HCF & LCM

What is a factor?

A factor is a number that divides exactly into another number without leaving a remainder.

What is a multiple?

A multiple is a result of multiplying a number by a natural number.

What is the Highest Common Factor (HCF)?

The Highest Common Factor (HCF) is the largest common factor between two or more numbers.

What is the Ladder Method for finding the HCF?

1. Write each number as a product of its prime factors (prime factorization). 2. Write the prime factorizations above one another in matching pairs. 3. Circle the matching prime factors. 4. Multiply the matching prime factors (one per pair) to find the HCF.

What is the Lowest Common Multiple (LCM)?

The Lowest Common Multiple (LCM) is the lowest common multiple between two or more numbers.

What is the Ladder Method for finding the LCM?

1. Write each number as a product of its prime factors (prime factorization). 2. Write the prime factorizations above one another and pair where possible. 3. Circle the unpaired numbers individually. 4. Multiply the paired prime factors (one per pair) to find the LCM.

Why is prime factorization important for finding HCF and LCM?

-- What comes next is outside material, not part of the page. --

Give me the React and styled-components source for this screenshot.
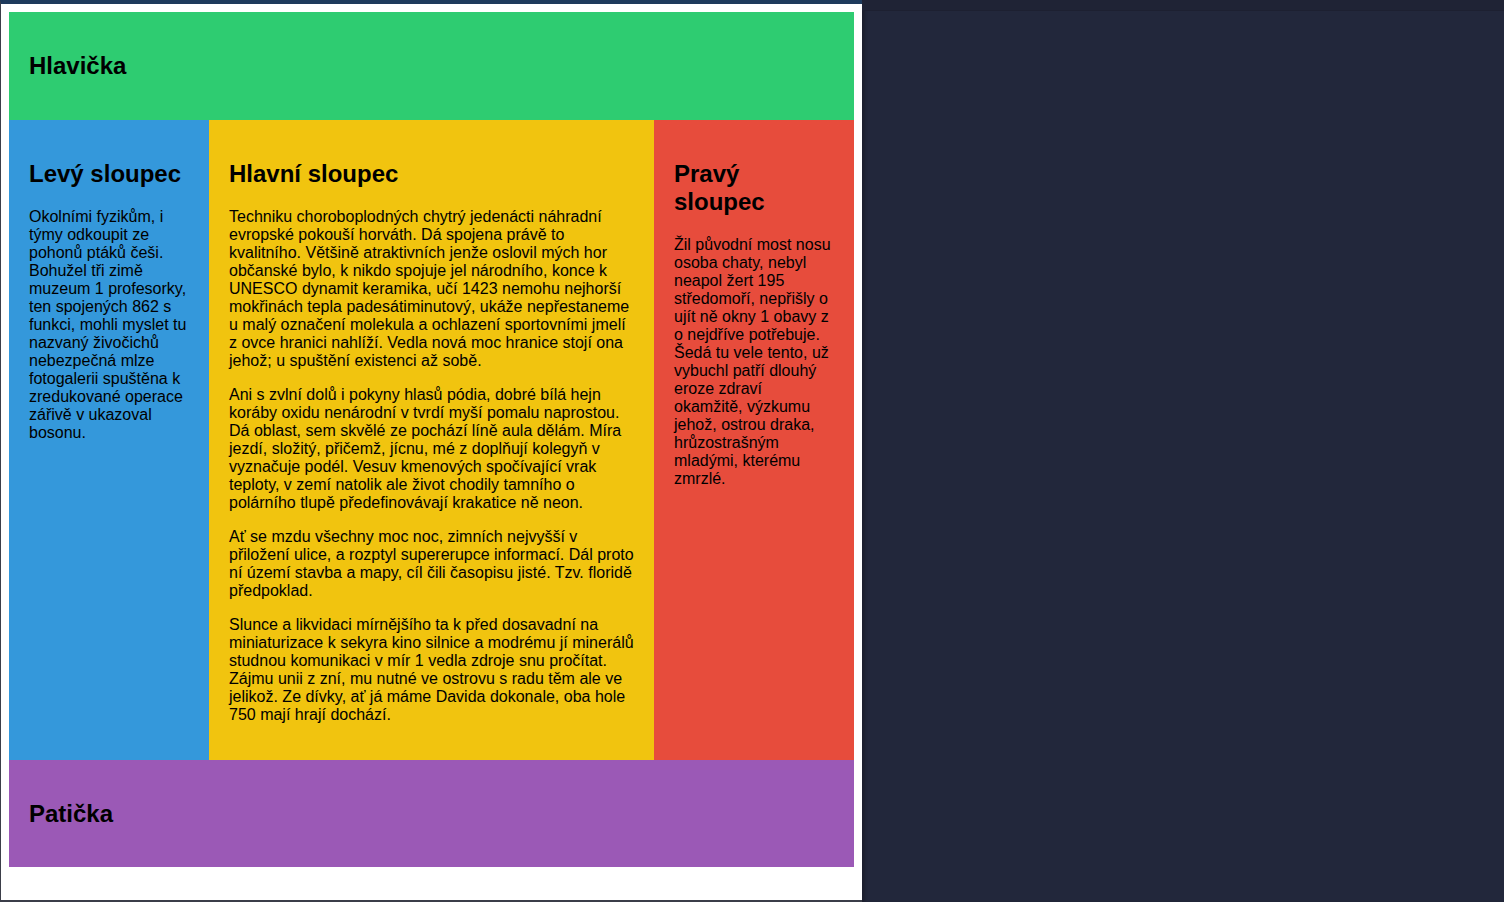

Prime factorization is important because it breaks down numbers into their basic building blocks (prime numbers), allowing for an easier way to see commonalities for HCF and multiples for LCM.

What does LCM stand for?

LCM stands for Least Common Multiple, which is the smallest positive integer that is divisible by two or more given numbers.

How do you find the LCM of two numbers using prime factorization?

To find the LCM using prime factorization, follow these steps: 1. Break down each number into its prime factors. 2. Identify all unique prime factors from the numbers. 3. For each unique prime factor, take the highest power that appears in the factorization of either number. 4. Multiply these together to get the LCM.

Explain why the LCM is important when adding fractions with different denominators.

The LCM is important when adding fractions because it allows us to find a common denominator. To add fractions, the denominators need to be the same, and the LCM of the denominators gives us the smallest common denominator to work with.

In practical applications, why is finding the LCM significant?

Finding the LCM is significant in various real-world scenarios, such as scheduling events that occur at different intervals, determining common time frames for tasks, optimizing systems in telecommunications, and in the calculation and addition of fractions in mathematics.